Recently I had a stellar breakfast sandwich. I ate the whole thing and I wasn’t even very hungry. That’s when you know something’s good.
It happened the first morning after Jared had returned from touring the U.K. with his band. We both woke up super early (is jet lag contagious?!) and decided to go out for breakfast. There’s a place here in Phoenix called Matt’s Big Breakfast that has incredibly simple yet delicious food. The strange part is that the bun on their breakfast sandwich LOOKS like it would be crusty, but it’s actually an amazingly soft potato bun.
It fully inspired me to make my own potato buns, something I hadn’t done before. It took a bit of experimenting but I think I’ve got a pretty delightful recipe here that I hope you’ll make soon!
Potato Burger Bun Recipe Tips
Here’s some behind-the-scenes info and tips so you can be sure to make beautiful potato buns. If you’d like to see more about how certain ingredients affect your buns, check out my Ultimate Dinner Roll Guide.
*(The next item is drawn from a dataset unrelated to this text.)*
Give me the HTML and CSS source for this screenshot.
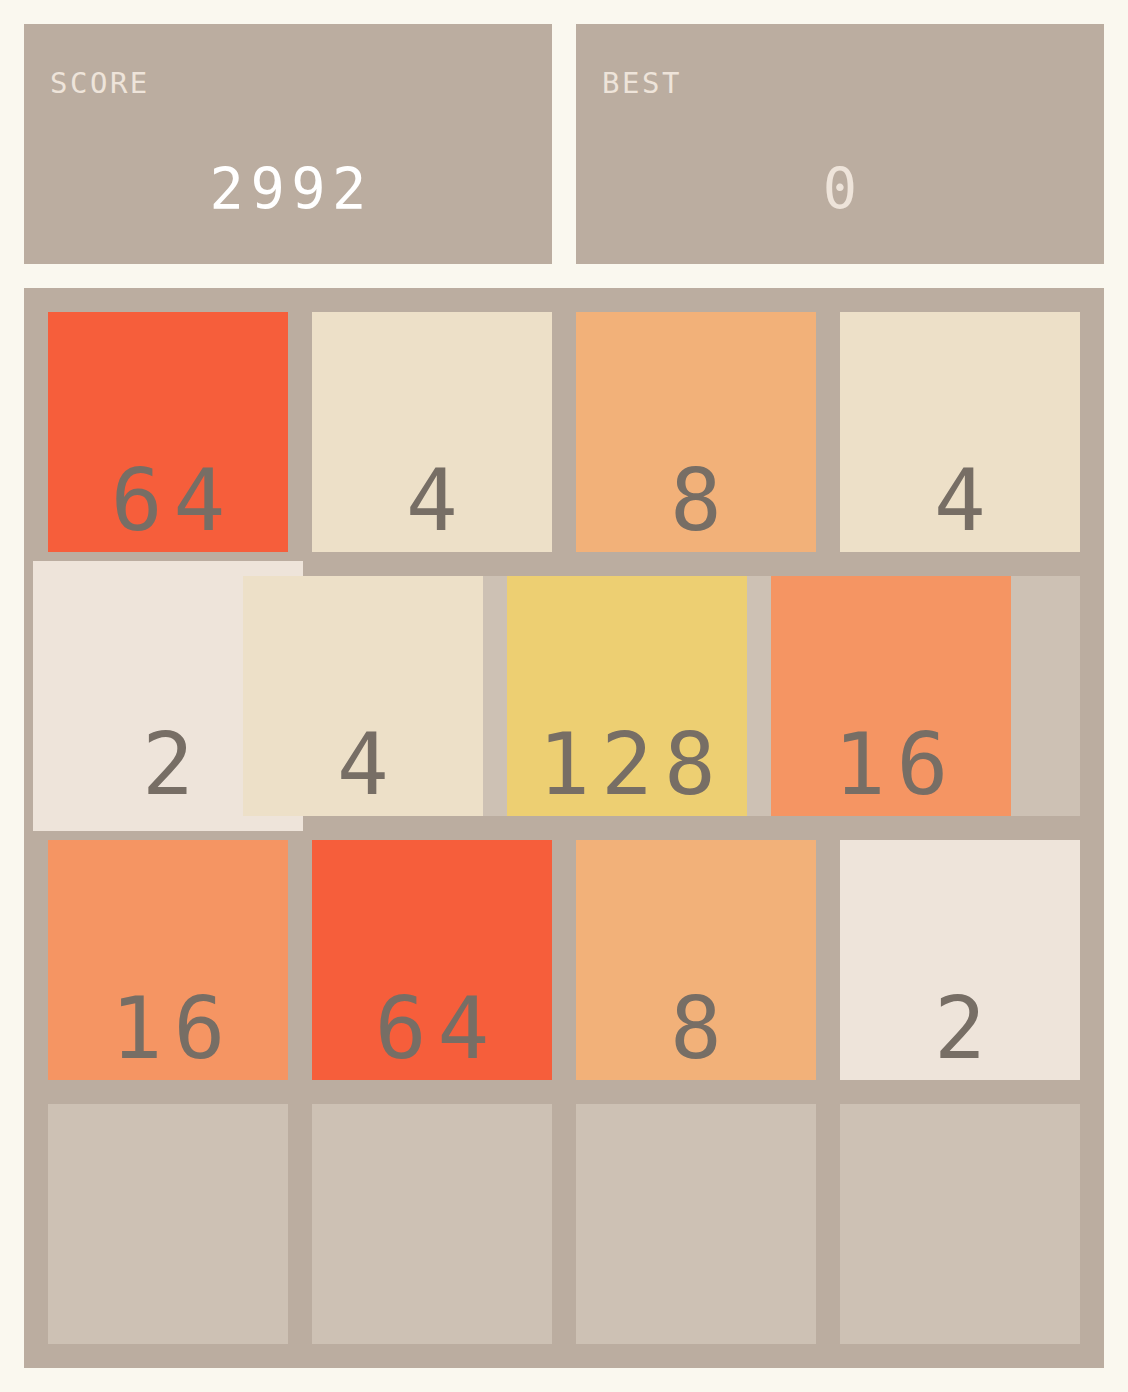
FILE: index.html
```html
<!DOCTYPE html>
<html lang="en">
<head>
  <meta charset="UTF-8">
  <meta name="viewport" content="width=device-width, initial-scale=1.0">
  <title>2048</title>
  <link rel="stylesheet" href="styles.css">
</head>
<body>
  <div class="scores">
    <div class="score-box">
      <div class="label">SCORE</div>
      <div class="value">2992</div>
    </div>
    <div class="score-box best">
      <div class="label">BEST</div>
      <div class="value">0</div>
    </div>
  </div>

  <div class="board">
    <!-- empty slots -->
    <div class="cells">
      <div></div><div></div><div></div><div></div>
      <div></div><div></div><div></div><div></div>
      <div></div><div></div><div></div><div></div>
      <div></div><div></div><div></div><div></div>
    </div>

    <!-- tiles sit on the same grid, on top of the slots -->
    <div class="tiles">
      <div class="tile t64 row-1 col-1">64</div>
      <div class="tile t4 row-1 col-2">4</div>
      <div class="tile t8 row-1 col-3">8</div>
      <div class="tile t4 row-1 col-4">4</div>

      <div class="tile t2 row-2 col-1 merged">2</div>
      <div class="tile t4 row-2 col-2 sliding">4</div>
      <div class="tile t128 row-2 col-3 sliding">128</div>
      <div class="tile t16 row-2 col-4 sliding">16</div>

      <div class="tile t16 row-3 col-1">16</div>
      <div class="tile t64 row-3 col-2">64</div>
      <div class="tile t8 row-3 col-3">8</div>
      <div class="tile t2 row-3 col-4">2</div>
    </div>
  </div>
</body>
</html>
```

FILE: styles.css
```css
body {
  margin: 0;
  padding: 24px;
  background: #faf8ef;
  font-family: "DejaVu Sans Mono", "Liberation Mono", monospace;
}

.scores {
  display: grid;
  grid-template-columns: 528px 528px;
  gap: 24px;
  margin-bottom: 24px;
}

.score-box {
  height: 240px;
  box-sizing: border-box;
  padding: 45px 0 0 26px;
  background: #bbada0;
}

.score-box .label {
  font-size: 29px;
  line-height: 1;
  letter-spacing: 2.5px;
  color: #eee4da;
}

.score-box .value {
  margin-top: 63px;
  margin-left: -26px;
  font-size: 57px;
  line-height: 1;
  letter-spacing: 6.5px;
  text-indent: 6.5px;
  text-align: center;
  color: #fff;
}

.score-box.best .value {
  color: #eee4da;
}

.board {
  position: relative;
  width: 1080px;
  padding: 24px;
  box-sizing: border-box;
  background: #bbada0;
}

.cells,
.tiles {
  display: grid;
  grid-template-columns: repeat(4, 240px);
  grid-template-rows: repeat(4, 240px);
  gap: 24px;
}

.cells div {
  background: #cdc1b4;
}

.tiles {
  position: absolute;
  top: 24px;
  left: 24px;
}

.tile {
  display: flex;
  align-items: flex-end;
  justify-content: center;
  padding-bottom: 9px;
  box-sizing: border-box;
  font-size: 86px;
  line-height: 1;
  letter-spacing: 11px;
  text-indent: 11px;
  color: #776e65;
}

.row-1 { grid-row: 1; }
.row-2 { grid-row: 2; }
.row-3 { grid-row: 3; }
.row-4 { grid-row: 4; }
.col-1 { grid-column: 1; }
.col-2 { grid-column: 2; }
.col-3 { grid-column: 3; }
.col-4 { grid-column: 4; }

/* move + merge frames */
.tile.sliding {
  transform: translateX(-69px);
}

.tile.merged {
  margin: -15px;
  padding-bottom: 24px;
}

.t2 { background: #eee4da; }
.t4 { background: #ede0c8; }
.t8 { background: #f2b179; }
.t16 { background: #f59563; }
.t64 { background: #f65e3b; }
.t128 { background: #edcf72; }
```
This recipe calls for both all-purpose flour and bread flour. The bread flour helps create a nice chewy and well-structured bun that can stand up to the juiciest of burgers. However, if you don’t have bread flour you can get away with using only all-purpose (a total of 3 cups all-purpose flour in that case).
This dough is on the sticky side, which means our rolls will be nice and light. Too much flour can often lead to dense and tough bread, so be weary of adding too much additional flour to combat the stickiness.
I always use instant yeast (also called rapid-rise or quick-rise) because it’s so incredibly easy as it doesn’t require any proofing. You can literally just throw it in with the rest of the ingredients. If you don’t have it, you can always use regular active dry yeast. You’ll need to combine the active dry yeast with the warm water for 5 minutes, or until frothy, before you can add proceed with the recipe.
When I was researching this recipe, I found most recipes called for strange potato ingredients, like potato flour or dry potato flakes. I have a difficult time locating either of those at the grocery store, and felt like using a fresh potato would not only be the simplest option (every store sells russet potatoes!) but also the freshest and most natural. So this recipe calls for 1/2 cup of mashed potato. Meaning, you simply cook a plain russet potato (or something similar) in the microwave, oven, or in boiling water, until very tender. Let the potato cool before peeling and mashing very well. Don’t add any milk or cream, or anything else.
This recipe calls for 3 tablespoons of brown sugar, which give the buns a beautiful and complex hint of sweetness. If you don’t like much sweetness in your bread (especially for my non-American readers!), feel free to reduce the sugar to 1 tablespoon.
Egg & Butter
The egg and the melted butter called for in this recipe help to add flavor, richness, and a soft and tender texture. You can also brush the baked rolls with a bit of melted butter for more flavor and sheen, if you’d like.
You can always let the dough rise for the first time overnight in the fridge. Simply refrigerate the dough after kneading in a container wrapped in plastic. Once you’re ready to proceed with the recipe, remove the dough from the fridge. Punch it down and allow it to rest and warm up to room temperature before shaping into buns, about 1 hour. The final rise may take a bit longer since the dough might still be cool.
Although bread is always best eaten when it’s very fresh, you can also store the fully baked buns. Store buns, well-wrapped, at room temperature for several days or in the freeze for up to 2 months. Defrost to room temperature then reheat in a 300°F oven or toast (these buns are amazing toasted on a griddle with butter).